The UK has fallen back in love with cooking, after lockdown restrictions in 2020 and 2021 saw more of us cooking up a storm in the kitchen. But with many of us now back at work in the office, it is once again hard to find the time to devote to the activity. What if there was a cooking appliance that could suit even the busiest schedule? Well, there is – and it’s called the pressure cooker.
Pressure cookers work by increasing the atmospheric pressure in the pot, which in turn increases the boiling point of any water in the pot. The increased boiling point allows things in the pot to cook quicker and more evenly than they might usually, and can also result in tender textures otherwise inaccessible to conventional cooking methods. But what exactly are the benefits of adopting pressure cooker cooking?
For starters, cooking with a pressure cooker is astonishingly simple. Pressure cooker meals are all one-pot wonders, meaning you need very little in the way of ingredient preparation and time management skills. Everything is cooked at the same time in the pressure cooker, meaning you place all your ingredients in, set the cooker, and forget until it is done. Pressure cooker meals can be an excellent gateway into more adventurous cooking as a result, with little effort required to try new dishes and ideas.
The one-pot nature of the pressure cooker also means less cleaning after you cook. Thanks to the simplicity of the meals and cooking process, you limit your prep to one or two chopping boards and eliminate the need for other pans or bowls entirely. The less you need to clean up, the more likely you will be to cook more often. It’s a win-win!
Since pressure cooking decreases the amount of time it takes for food to cook, it can also improve the nutrition of meals cooked in it. Vitamins and other nutrients leach out of food the longer they are cooked, due to their water solubility. Raising the boiling point for the water results in quicker cooking, and less time for nutrients to dissipate – meaning more nutrient-rich finished products, and a healthier diet overall.
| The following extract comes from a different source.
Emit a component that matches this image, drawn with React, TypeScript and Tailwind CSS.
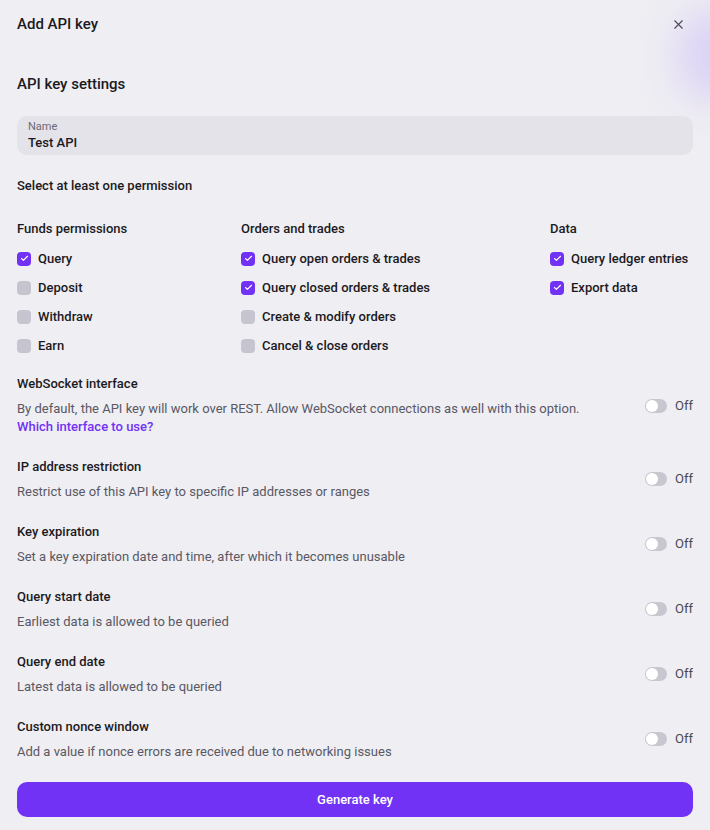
import { X, Check } from "lucide-react";

const funds = [
  { label: "Query", on: true },
  { label: "Deposit", on: false },
  { label: "Withdraw", on: false },
  { label: "Earn", on: false },
];

const orders = [
  { label: "Query open orders & trades", on: true },
  { label: "Query closed orders & trades", on: true },
  { label: "Create & modify orders", on: false },
  { label: "Cancel & close orders", on: false },
];

const data = [
  { label: "Query ledger entries", on: true },
  { label: "Export data", on: true },
];

const options = [
  { title: "IP address restriction", desc: "Restrict use of this API key to specific IP addresses or ranges" },
  { title: "Key expiration", desc: "Set a key expiration date and time, after which it becomes unusable" },
  { title: "Query start date", desc: "Earliest data is allowed to be queried" },
  { title: "Query end date", desc: "Latest data is allowed to be queried" },
  { title: "Custom nonce window", desc: "Add a value if nonce errors are received due to networking issues" },
];

const Box = ({ label, on }: { label: string; on: boolean }) => (
  <div className="flex h-[29px] items-center gap-[7px] whitespace-nowrap">
    {on ? (
      <span className="flex h-[14px] w-[14px] items-center justify-center rounded-[4px] bg-[#7132f5]">
        <Check className="h-[9px] w-[9px] text-white" strokeWidth={3} />
      </span>
    ) : (
      <span className="h-[14px] w-[14px] rounded-[4px] bg-[#c6c5cf]" />
    )}
    <span className="text-[13px] font-medium text-[#1b1a22]">{label}</span>
  </div>
);

const Toggle = () => (
  <div className="flex shrink-0 items-center gap-[8px]">
    <span className="flex h-[14px] w-[22px] items-center rounded-full bg-[#c8c7d0] px-[1px]">
      <span className="h-[12px] w-[12px] rounded-full bg-white" />
    </span>
    <span className="text-[13px] text-[#4a4953]">Off</span>
  </div>
);

export default function App() {
  return (
    <div
      className="relative min-h-[830px] w-full overflow-hidden bg-[#efeef3] text-[#1b1a22]"
      style={{ fontFamily: "Roboto, 'Noto Sans', sans-serif" }}
    >
      <div className="pointer-events-none absolute -right-[40px] top-[10px] h-[90px] w-[70px] rounded-full bg-[#d9d0f5] blur-[20px]" />
      <div className="relative px-[17px]">
        <div className="flex h-[48px] items-center justify-between">
          <h1 className="text-[15px] font-medium">Add API key</h1>
          <X className="mr-[7px] h-[15px] w-[15px] text-[#4a4953]" strokeWidth={1.75} />
        </div>

        <h2 className="mt-[24px] text-[15px] font-medium leading-[24px]">API key settings</h2>

        <div className="mt-[20px] flex h-[39px] flex-col justify-center rounded-[10px] bg-[#e4e3ea] px-[11px]">
          <span className="text-[11px] leading-[14px] text-[#6b6a74]">Name</span>
          <span className="text-[13px] font-medium leading-[17px]">Test API</span>
        </div>

        <p className="mt-[22px] text-[13px] font-medium leading-[18px]">Select at least one permission</p>

        <div className="mt-[25px] flex">
          <div className="w-[224px] shrink-0">
            <p className="mb-[6px] text-[13px] font-medium leading-[18px]">Funds permissions</p>
            {funds.map((f) => (
              <Box key={f.label} {...f} />
            ))}
          </div>
          <div className="w-[309px] shrink-0">
            <p className="mb-[6px] text-[13px] font-medium leading-[18px]">Orders and trades</p>
            {orders.map((f) => (
              <Box key={f.label} {...f} />
            ))}
          </div>
          <div className="shrink-0">
            <p className="mb-[6px] text-[13px] font-medium leading-[18px]">Data</p>
            {data.map((f) => (
              <Box key={f.label} {...f} />
            ))}
          </div>
        </div>

        <div className="mt-[15px] flex items-center justify-between">
          <div>
            <p className="text-[13px] font-medium leading-[18px]">WebSocket interface</p>
            <p className="mt-[7px] text-[13px] leading-[18px] text-[#595863]">
              By default, the API key will work over REST. Allow WebSocket connections as well with this option.
            </p>
            <p className="text-[13px] font-medium leading-[18px] text-[#7132f5]">Which interface to use?</p>
          </div>
          <Toggle />
        </div>

        {options.map((o) => (
          <div key={o.title} className="mt-[21px] flex h-[44px] items-center justify-between">
            <div>
              <p className="text-[13px] font-medium leading-[18px]">{o.title}</p>
              <p className="mt-[7px] text-[13px] leading-[18px] text-[#595863]">{o.desc}</p>
            </div>
            <Toggle />
          </div>
        ))}

        <button className="mt-[21px] flex h-[35px] w-full items-center justify-center rounded-[10px] bg-[#7132f5] text-[13px] font-medium text-white">
          Generate key
        </button>
      </div>
    </div>
  );
}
Lastly, pressure cookers are also an ecologically responsible way to cook, owing to their relatively minimal energy requirements. Conventional cooking methods with gas hobs require a lot of gas, while electric hobs and ovens can use high amounts of electricity to achieve adequate heat. The simple nature of pressure cooker meals means fewer appliances are used overall, reducing energy usage, while the appliance itself is energy efficient.